• _STATED GOAL_:
Every line that holds the string "this" is to be identified and copied.

(Pages as source code)
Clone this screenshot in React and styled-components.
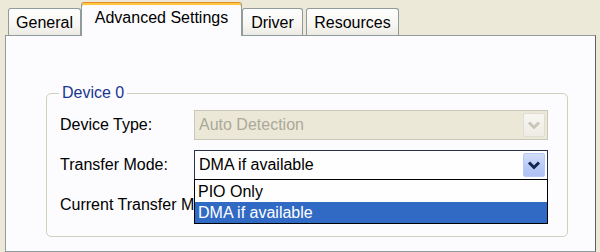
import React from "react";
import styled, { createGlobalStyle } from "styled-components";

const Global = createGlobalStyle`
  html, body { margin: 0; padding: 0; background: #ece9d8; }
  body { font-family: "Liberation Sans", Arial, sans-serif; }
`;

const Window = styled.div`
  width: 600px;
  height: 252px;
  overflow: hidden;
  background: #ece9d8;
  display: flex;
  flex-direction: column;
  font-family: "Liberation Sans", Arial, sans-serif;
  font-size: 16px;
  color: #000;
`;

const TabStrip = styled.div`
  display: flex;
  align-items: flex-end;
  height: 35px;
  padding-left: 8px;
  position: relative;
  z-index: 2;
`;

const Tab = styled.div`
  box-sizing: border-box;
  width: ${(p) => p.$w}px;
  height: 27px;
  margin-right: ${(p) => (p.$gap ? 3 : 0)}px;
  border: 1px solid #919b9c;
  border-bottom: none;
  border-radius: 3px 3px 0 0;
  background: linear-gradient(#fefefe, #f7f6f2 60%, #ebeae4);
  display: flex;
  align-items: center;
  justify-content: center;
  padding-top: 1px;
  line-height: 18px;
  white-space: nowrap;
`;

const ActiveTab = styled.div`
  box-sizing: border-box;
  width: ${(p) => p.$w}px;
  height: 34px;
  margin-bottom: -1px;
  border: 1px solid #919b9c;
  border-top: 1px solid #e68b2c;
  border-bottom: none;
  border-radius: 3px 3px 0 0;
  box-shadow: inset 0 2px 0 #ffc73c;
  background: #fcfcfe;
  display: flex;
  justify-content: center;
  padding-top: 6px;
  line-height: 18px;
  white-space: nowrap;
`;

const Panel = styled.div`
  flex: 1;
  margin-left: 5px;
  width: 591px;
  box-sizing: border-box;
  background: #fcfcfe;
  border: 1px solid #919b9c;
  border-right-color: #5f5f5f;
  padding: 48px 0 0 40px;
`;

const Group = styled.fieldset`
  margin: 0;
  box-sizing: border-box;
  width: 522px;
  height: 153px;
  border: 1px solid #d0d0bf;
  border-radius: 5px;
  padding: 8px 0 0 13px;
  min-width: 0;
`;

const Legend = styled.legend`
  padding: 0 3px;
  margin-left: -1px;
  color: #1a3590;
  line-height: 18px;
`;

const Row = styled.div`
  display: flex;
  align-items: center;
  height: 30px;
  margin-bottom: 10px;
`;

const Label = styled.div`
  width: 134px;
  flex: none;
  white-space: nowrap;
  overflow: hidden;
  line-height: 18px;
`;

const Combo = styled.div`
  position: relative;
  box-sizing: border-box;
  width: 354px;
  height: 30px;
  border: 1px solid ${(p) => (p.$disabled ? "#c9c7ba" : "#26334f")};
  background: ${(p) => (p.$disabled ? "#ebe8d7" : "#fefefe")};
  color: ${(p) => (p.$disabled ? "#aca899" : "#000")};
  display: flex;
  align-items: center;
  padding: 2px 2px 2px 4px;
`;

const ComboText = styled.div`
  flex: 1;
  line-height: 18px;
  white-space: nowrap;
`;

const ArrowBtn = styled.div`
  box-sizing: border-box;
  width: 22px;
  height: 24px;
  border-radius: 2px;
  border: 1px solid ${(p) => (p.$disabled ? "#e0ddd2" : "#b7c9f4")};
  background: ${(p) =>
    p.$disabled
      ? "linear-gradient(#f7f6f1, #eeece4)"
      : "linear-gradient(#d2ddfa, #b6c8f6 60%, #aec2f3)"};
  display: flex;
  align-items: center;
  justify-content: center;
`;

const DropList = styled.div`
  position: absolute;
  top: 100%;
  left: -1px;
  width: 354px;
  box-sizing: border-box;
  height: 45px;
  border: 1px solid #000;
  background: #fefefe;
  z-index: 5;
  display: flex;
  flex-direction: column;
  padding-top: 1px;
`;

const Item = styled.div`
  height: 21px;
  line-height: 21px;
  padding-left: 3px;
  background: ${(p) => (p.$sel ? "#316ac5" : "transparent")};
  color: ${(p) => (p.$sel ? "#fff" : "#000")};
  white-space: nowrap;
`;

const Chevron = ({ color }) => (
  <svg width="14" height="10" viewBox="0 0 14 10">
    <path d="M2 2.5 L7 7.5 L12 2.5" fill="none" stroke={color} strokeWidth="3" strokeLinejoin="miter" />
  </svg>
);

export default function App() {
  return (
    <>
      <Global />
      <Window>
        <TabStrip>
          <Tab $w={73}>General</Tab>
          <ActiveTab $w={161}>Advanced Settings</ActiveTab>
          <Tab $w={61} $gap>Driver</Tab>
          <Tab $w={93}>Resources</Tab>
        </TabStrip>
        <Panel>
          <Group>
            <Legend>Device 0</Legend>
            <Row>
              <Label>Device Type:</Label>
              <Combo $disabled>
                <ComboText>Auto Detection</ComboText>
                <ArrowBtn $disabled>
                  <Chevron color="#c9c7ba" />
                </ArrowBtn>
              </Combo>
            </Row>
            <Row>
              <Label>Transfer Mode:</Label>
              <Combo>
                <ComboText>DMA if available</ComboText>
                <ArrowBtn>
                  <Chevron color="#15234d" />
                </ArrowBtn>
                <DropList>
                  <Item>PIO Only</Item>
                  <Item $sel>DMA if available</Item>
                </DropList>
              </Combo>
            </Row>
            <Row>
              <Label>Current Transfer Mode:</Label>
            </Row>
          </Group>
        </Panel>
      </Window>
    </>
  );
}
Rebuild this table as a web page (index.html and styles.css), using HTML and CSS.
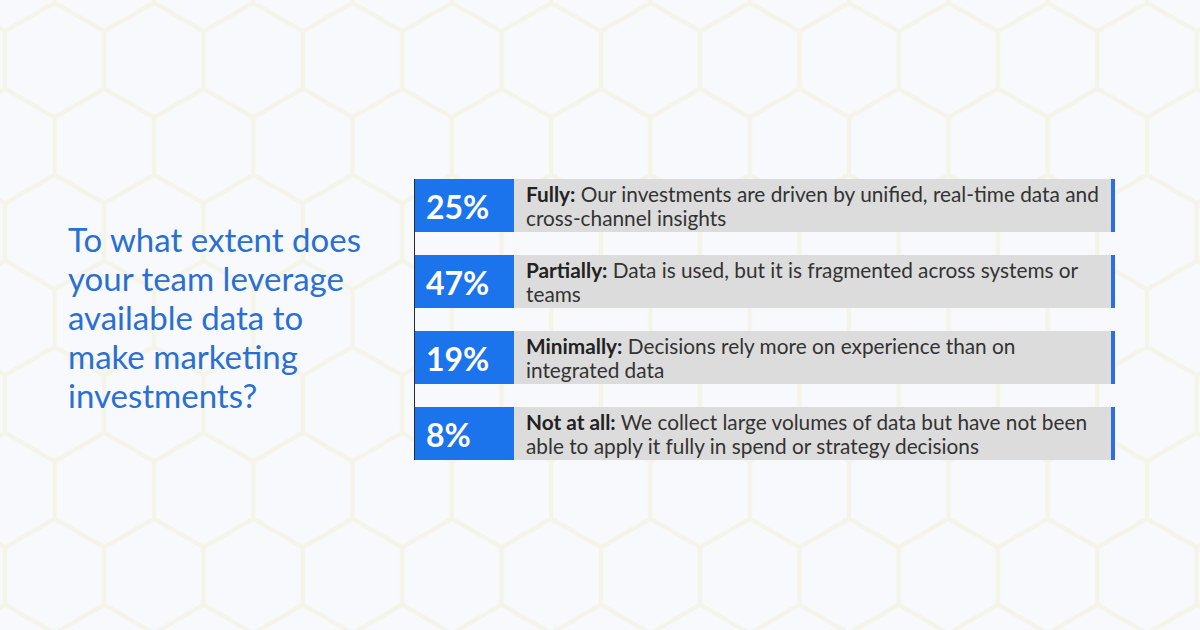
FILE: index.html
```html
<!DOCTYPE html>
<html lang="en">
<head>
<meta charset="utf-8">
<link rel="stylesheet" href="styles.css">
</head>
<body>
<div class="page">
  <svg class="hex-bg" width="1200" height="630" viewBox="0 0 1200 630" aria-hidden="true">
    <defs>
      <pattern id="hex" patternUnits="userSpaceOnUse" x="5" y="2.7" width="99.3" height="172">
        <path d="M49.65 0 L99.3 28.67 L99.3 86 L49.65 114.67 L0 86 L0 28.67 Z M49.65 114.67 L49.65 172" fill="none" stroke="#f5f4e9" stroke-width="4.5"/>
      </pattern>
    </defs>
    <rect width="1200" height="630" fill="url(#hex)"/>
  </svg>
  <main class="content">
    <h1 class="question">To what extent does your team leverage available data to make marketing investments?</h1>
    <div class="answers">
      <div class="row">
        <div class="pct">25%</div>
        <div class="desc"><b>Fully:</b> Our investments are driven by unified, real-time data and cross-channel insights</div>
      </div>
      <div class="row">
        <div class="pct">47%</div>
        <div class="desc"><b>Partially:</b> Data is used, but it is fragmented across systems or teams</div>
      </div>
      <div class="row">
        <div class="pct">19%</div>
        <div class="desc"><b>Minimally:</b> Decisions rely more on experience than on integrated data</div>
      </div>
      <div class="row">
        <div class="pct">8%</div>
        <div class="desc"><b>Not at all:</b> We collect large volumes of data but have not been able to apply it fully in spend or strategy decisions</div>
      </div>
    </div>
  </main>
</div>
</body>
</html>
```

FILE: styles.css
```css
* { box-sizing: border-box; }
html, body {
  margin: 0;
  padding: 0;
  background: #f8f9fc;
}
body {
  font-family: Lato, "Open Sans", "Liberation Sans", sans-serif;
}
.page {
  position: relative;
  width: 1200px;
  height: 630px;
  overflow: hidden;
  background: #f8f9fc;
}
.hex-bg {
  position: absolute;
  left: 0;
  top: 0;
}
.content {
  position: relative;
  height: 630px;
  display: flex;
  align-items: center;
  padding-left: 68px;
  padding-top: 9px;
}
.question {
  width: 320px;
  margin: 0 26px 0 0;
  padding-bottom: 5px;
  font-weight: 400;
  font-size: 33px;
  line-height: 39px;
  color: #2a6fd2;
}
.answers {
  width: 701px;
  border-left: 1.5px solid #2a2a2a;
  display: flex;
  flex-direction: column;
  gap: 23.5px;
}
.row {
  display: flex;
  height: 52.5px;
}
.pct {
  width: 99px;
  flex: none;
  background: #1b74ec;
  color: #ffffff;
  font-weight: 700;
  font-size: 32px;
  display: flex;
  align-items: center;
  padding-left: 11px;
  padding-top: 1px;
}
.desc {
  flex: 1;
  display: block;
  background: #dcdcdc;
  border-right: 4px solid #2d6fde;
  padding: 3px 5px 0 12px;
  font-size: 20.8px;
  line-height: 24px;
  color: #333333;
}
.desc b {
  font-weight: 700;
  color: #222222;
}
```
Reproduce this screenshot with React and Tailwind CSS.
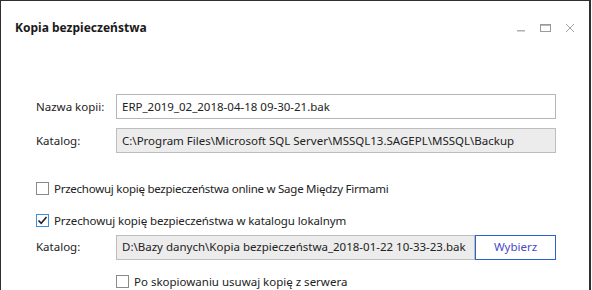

• _ANSWER TO THE TASK_:
Clone this screenshot in React and styled-components.
Rebuild this table as a web page (index.html and styles.css), using HTML and CSS.
Reproduce this screenshot with React and Tailwind CSS.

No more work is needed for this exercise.